As I said in the post, the isomorphism is induced by composition with the surjection $\pi: A \to I$:

$$\pi \circ -: End(A) \to I^A.$$

It’s a series of easy exercises to show that $\pi \circ -$ is surjective and that the equivalence relation it induces on $End(A)$ is the same as that induced by the left action of the monoid $End_I(A)$. (These exercises are made easier by choosing a section of $\pi$.) So $\pi \circ -$ induces an isomorphism

$$\frac{End(A)}{End_I(A)} \cong I^A.$$

That’s all for the left action of $End_I(A)$ on $End(A)$. I don’t know what $End(A)/End_I(A)$ is for the right action, but I’m pretty sure it’s not $I^A$, and my guess is that it’s not very interesting.

While I’m at it, let me write down the translation of the Cover and Thomas type theorem into the notation of this post.

Their sequence $\mathbf{x}: \{1, \ldots, n\} \to \mathcal{X}$ is what I’m calling $\pi: A \to I$. (I assumed $\pi$ to be surjective, which simplifies things a bit but isn’t essential.) Their distribution $P$ on $\mathcal{X}$ is my distribution $\mathbf{p}$ on $I$, given by $p_i = |\pi^{-1}(i)|/|A|$.
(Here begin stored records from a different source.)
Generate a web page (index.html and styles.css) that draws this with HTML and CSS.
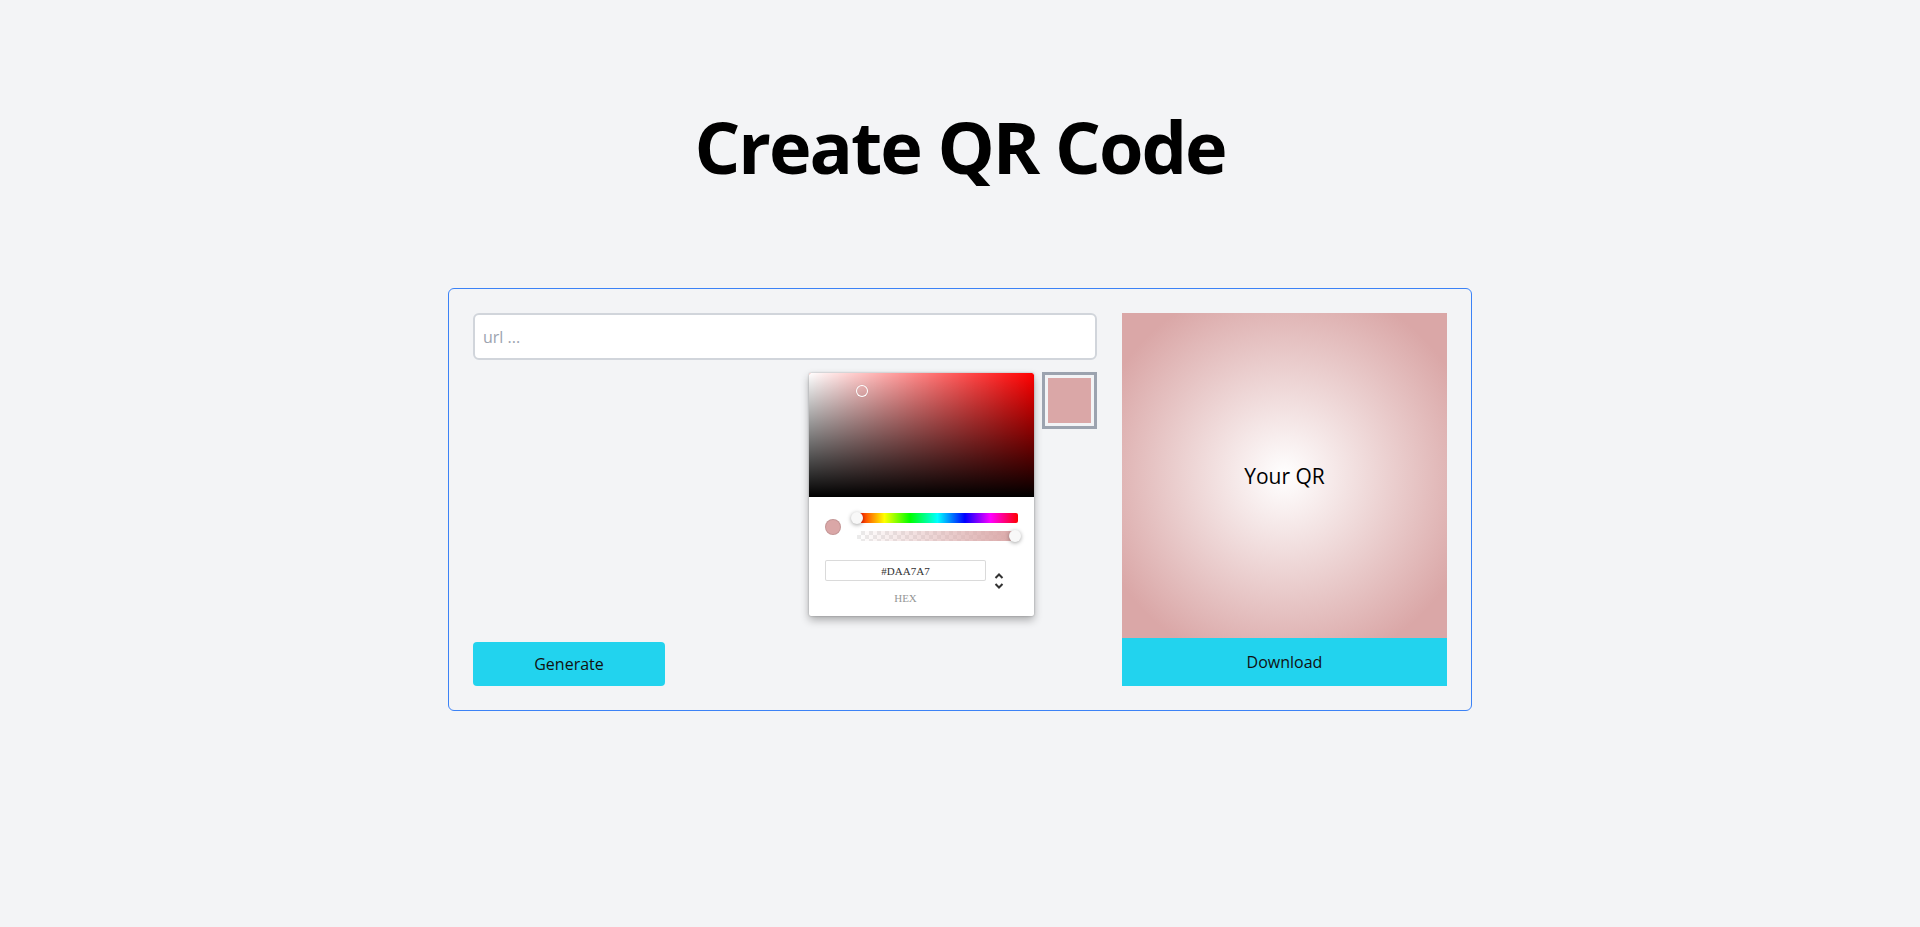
FILE: index.html
```html
<!DOCTYPE html>
<html lang="en">
<head>
<meta charset="utf-8">
<title>Create QR Code</title>
<link rel="stylesheet" href="styles.css">
</head>
<body>
<main class="page">
  <h1 class="title">Create QR Code</h1>
  <section class="card">
    <div class="left">
      <input class="url-input" type="text" placeholder="url ...">
      <div class="color-row">
        <div class="picker">
          <div class="saturation">
            <div class="sat-white"></div>
            <div class="sat-black"></div>
            <div class="sat-pointer" style="left:53px;top:18px"></div>
          </div>
          <div class="picker-body">
            <div class="controls">
              <div class="color-col">
                <div class="mini-swatch"></div>
              </div>
              <div class="toggles">
                <div class="hue">
                  <div class="slider-handle hue-handle"></div>
                </div>
                <div class="alpha">
                  <div class="checker"></div>
                  <div class="alpha-grad"></div>
                  <div class="slider-handle alpha-handle"></div>
                </div>
              </div>
            </div>
            <div class="fields-wrap">
              <div class="fields">
                <input class="hex-input" type="text" value="#DAA7A7">
                <span class="hex-label">hex</span>
              </div>
              <div class="toggle">
                <svg class="toggle-icon" width="14" height="18" viewBox="0 0 14 18">
                  <polyline points="3.5,6 7,2.5 10.5,6" fill="none" stroke="#333" stroke-width="2"/>
                  <polyline points="3.5,12 7,15.5 10.5,12" fill="none" stroke="#333" stroke-width="2"/>
                </svg>
              </div>
            </div>
          </div>
        </div>
        <button class="swatch-btn" type="button"><span class="swatch-fill"></span></button>
      </div>
      <button class="generate" type="button">Generate</button>
    </div>
    <div class="right">
      <div class="qr">Your QR</div>
      <button class="download" type="button">Download</button>
    </div>
  </section>
</main>
</body>
</html>
```
FILE: styles.css
```css
* { box-sizing: border-box; }
html, body { margin: 0; padding: 0; }
body {
  background: #f3f4f6;
  font-family: "Segoe UI", "Open Sans", "Noto Sans", sans-serif;
  color: #000;
  height: 927px;
}
.page {
  padding-top: 110px;
  display: flex;
  flex-direction: column;
  align-items: center;
}
.title {
  margin: 0;
  font-size: 72px;
  line-height: 72px;
  font-weight: 700;
  letter-spacing: -2px;
}
.card {
  margin-top: 106px;
  width: 1024px;
  border: 1px solid #3b82f6;
  border-radius: 6px;
  padding: 24px;
  display: grid;
  grid-template-columns: 1fr 325px;
  column-gap: 25px;
}
.left {
  display: flex;
  flex-direction: column;
}
.url-input {
  height: 47px;
  width: 100%;
  border: 2px solid #d1d5db;
  border-radius: 6px;
  background: #fff;
  padding: 0 8px;
  font-family: inherit;
  font-size: 16px;
  color: #111;
  outline: none;
}
.url-input::placeholder { color: #9ca3af; }
.color-row {
  margin-top: 12px;
  display: flex;
  justify-content: flex-end;
  align-items: flex-start;
  gap: 8px;
}
.picker {
  margin-top: 1px;
  width: 225px;
  background: #fff;
  border-radius: 2px;
  box-shadow: 0 0 2px rgba(0,0,0,.3), 0 4px 8px rgba(0,0,0,.3);
  font-family: "Liberation Serif", serif;
  overflow: hidden;
}
.saturation {
  position: relative;
  height: 124px;
  background: #f00;
  border-radius: 2px 2px 0 0;
}
.sat-white, .sat-black {
  position: absolute;
  inset: 0;
}
.sat-white { background: linear-gradient(to right, #fff, rgba(255,255,255,0)); }
.sat-black { background: linear-gradient(to top, #000, rgba(0,0,0,0)); }
.sat-pointer {
  position: absolute;
  width: 12px;
  height: 12px;
  border-radius: 6px;
  transform: translate(-6px, -6px);
  box-shadow: inset 0 0 0 1px #fff, 0 0 1px rgba(0,0,0,.2);
}
.picker-body {
  padding: 16px 16px 12px;
}
.controls { display: flex; }
.color-col { width: 32px; }
.mini-swatch {
  margin-top: 6px;
  width: 16px;
  height: 16px;
  border-radius: 8px;
  background: #daa7a7;
  box-shadow: inset 0 0 0 1px rgba(0,0,0,.1);
}
.toggles { flex: 1; }
.hue {
  position: relative;
  height: 10px;
  margin-bottom: 8px;
  background: linear-gradient(to right, #f00 0%, #ff0 17%, #0f0 33%, #0ff 50%, #00f 67%, #f0f 83%, #f00 100%);
  border-radius: 2px;
}
.alpha {
  position: relative;
  height: 10px;
  border-radius: 2px;
}
.checker {
  position: absolute;
  inset: 0;
  background-color: #fff;
  background-image:
    linear-gradient(45deg, rgba(0,0,0,.08) 25%, transparent 25%, transparent 75%, rgba(0,0,0,.08) 75%),
    linear-gradient(45deg, rgba(0,0,0,.08) 25%, transparent 25%, transparent 75%, rgba(0,0,0,.08) 75%);
  background-size: 8px 8px;
  background-position: 0 0, 4px 4px;
}
.alpha-grad {
  position: absolute;
  inset: 0;
  background: linear-gradient(to right, rgba(218,167,167,0), rgba(218,167,167,1));
}
.slider-handle {
  position: absolute;
  top: 0;
  width: 12px;
  height: 12px;
  border-radius: 6px;
  background: rgb(248,248,248);
  box-shadow: 0 1px 4px 0 rgba(0,0,0,.37);
}
.hue-handle { left: 0; transform: translate(-6px, -1px); }
.alpha-handle { left: calc(100% - 3px); transform: translate(-6px, -1px); }
.fields-wrap {
  padding-top: 19px;
  display: flex;
}
.fields {
  flex: 1;
  display: flex;
  flex-direction: column;
}
.hex-input {
  display: block;
  width: 100%;
  height: 21px;
  border: none;
  border-radius: 2px;
  box-shadow: inset 0 0 0 1px #dadada;
  font-family: "Liberation Serif", serif;
  font-size: 11px;
  color: #333;
  text-align: center;
  padding: 0;
  outline: none;
  background: #fff;
}
.hex-label {
  display: block;
  margin-top: 12px;
  font-size: 11px;
  line-height: 11px;
  color: #969696;
  text-transform: uppercase;
  text-align: center;
}
.toggle {
  width: 32px;
}
.toggle-icon {
  display: block;
  margin-top: 12px;
  margin-left: 6px;
}
.swatch-btn {
  width: 55px;
  height: 57px;
  border: 3px solid #9ca3af;
  padding: 3px;
  background: #f3f4f6;
  display: flex;
  cursor: pointer;
}
.swatch-fill {
  flex: 1;
  background: #daa7a7;
}
.generate {
  margin-top: auto;
  width: 192px;
  height: 44px;
  border: none;
  border-radius: 4px;
  background: #22d3ee;
  font-family: inherit;
  font-size: 16px;
  color: #111;
  cursor: pointer;
}
.right {
  display: flex;
  flex-direction: column;
}
.qr {
  width: 325px;
  height: 325px;
  background: radial-gradient(circle, #fff 0%, #daa7a7 85%);
  display: flex;
  align-items: center;
  justify-content: center;
  font-size: 21px;
  color: #000;
}
.download {
  height: 48px;
  border: none;
  background: #22d3ee;
  font-family: inherit;
  font-size: 16px;
  color: #111;
  cursor: pointer;
}
```
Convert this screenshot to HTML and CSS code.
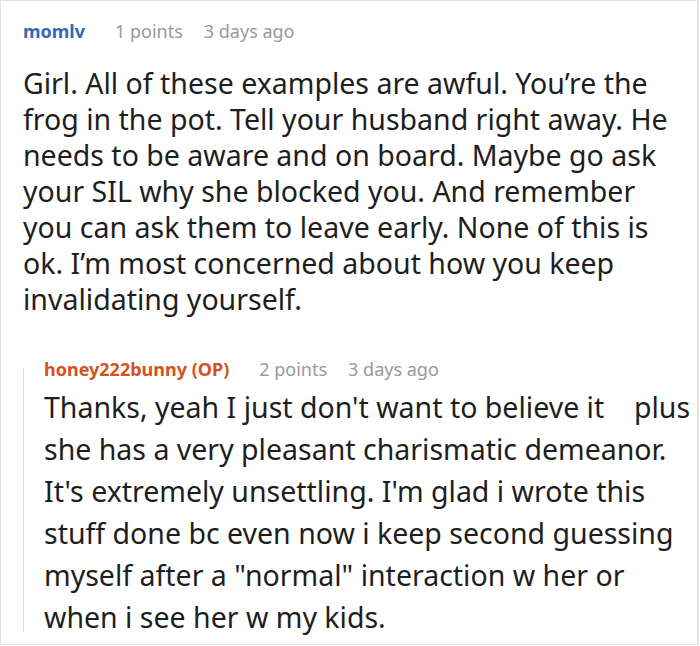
FILE: index.html
```html
<!DOCTYPE html>
<html>
<head>
<meta charset="utf-8">
<link rel="stylesheet" href="styles.css">
</head>
<body>
<div class="thread">
  <div class="comment">
    <div class="meta"><span class="author">momlv</span><span class="points">1 points</span><span class="time">3 days ago</span></div>
    <div class="text">Girl. All of these examples are awful. You’re the<br>frog in the pot. Tell your husband right away. He<br>needs to be aware and on board. Maybe go ask<br>your SIL why she blocked you. And remember<br>you can ask them to leave early. None of this is<br>ok. I’m most concerned about how you keep<br>invalidating yourself.</div>
    <div class="reply">
      <div class="meta"><span class="author op">honey222bunny (OP)</span><span class="points">2 points</span><span class="time">3 days ago</span></div>
      <div class="text">Thanks, yeah I just don't want to believe it &nbsp;&nbsp; plus<br>she has a very pleasant charismatic demeanor.<br>It's extremely unsettling. I'm glad i wrote this<br>stuff done bc even now i keep second guessing<br>myself after a "normal" interaction w her or<br>when i see her w my kids.</div>
    </div>
  </div>
</div>
</body>
</html>
```
FILE: styles.css
```css
html, body { margin: 0; padding: 0; background: #fff; }
body { font-family: "Noto Sans", sans-serif; }
.thread {
  width: 699px;
  height: 645px;
  box-sizing: border-box;
  border: 1px solid #e3e3e3;
  border-right-width: 2px;
  overflow: hidden;
}
.comment { padding: 15px 4px 0 22px; }
.meta { font-size: 18px; line-height: 30px; color: #999; white-space: nowrap; }
.author { font-weight: 700; color: #3368b5; margin-right: 30px; }
.author.op { color: #d4521c; }
.points { margin-right: 21px; }
.text { font-size: 28.5px; line-height: 36px; color: #1e1e1e; white-space: nowrap; }
.comment > .text { margin-top: 19px; }
.reply {
  margin-top: 37px;
  padding-left: 21px;
  background: linear-gradient(#dcdcdc, #dcdcdc) no-repeat 0 14px / 1px calc(100% - 20px);
}
.reply > .text { margin-top: 2px; font-size: 28.5px; line-height: 42px; }
```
The number of elements of the type class $T(P)$ is given by

$$|T(P)| = \frac{|A|!}{\prod |\pi^{-1}(i)|!} = \frac{|Aut(A)|}{|Aut_I(A)|} = \bigl| Aut(A) /\!/ Aut_I(A) \bigr|,$$

where the last pair of bars means cardinality of a groupoid. And I showed in my post that

$$D_1(\mathbf{p})^{|A|} = \frac{|End(A)|}{|End_I(A)|} = \bigl| End(A) /\!/ End_I(A) \bigr|,$$

where the last pair of bars means magnitude of a category. So the theorem

$$\frac{1}{(n + 1)^{|\mathcal{X}|}} D_1(P)^n \leq |T(P)| \leq D_1(P)^n$$

in Cover and Thomas can be expressed as

$$\frac{1}{(|A| + 1)^{|I|}} \leq \frac{|Aut(A) /\!/ Aut_I(A) |}{|End(A) /\!/ End_I(A)|} \leq 1,$$

where all the bars in the middle term are again magnitudes of categories (and I’ve divided by $D_1(P)^n$ throughout). This result holds for every surjection $\pi: A \to I$ of finite sets.

For non-surjective $\pi$, the same result holds with $|I|$ replaced by $|im(\pi)|$. But it also holds unchanged for non-surjective $\pi$, since sticking with $|I|$ will just give a worse estimate.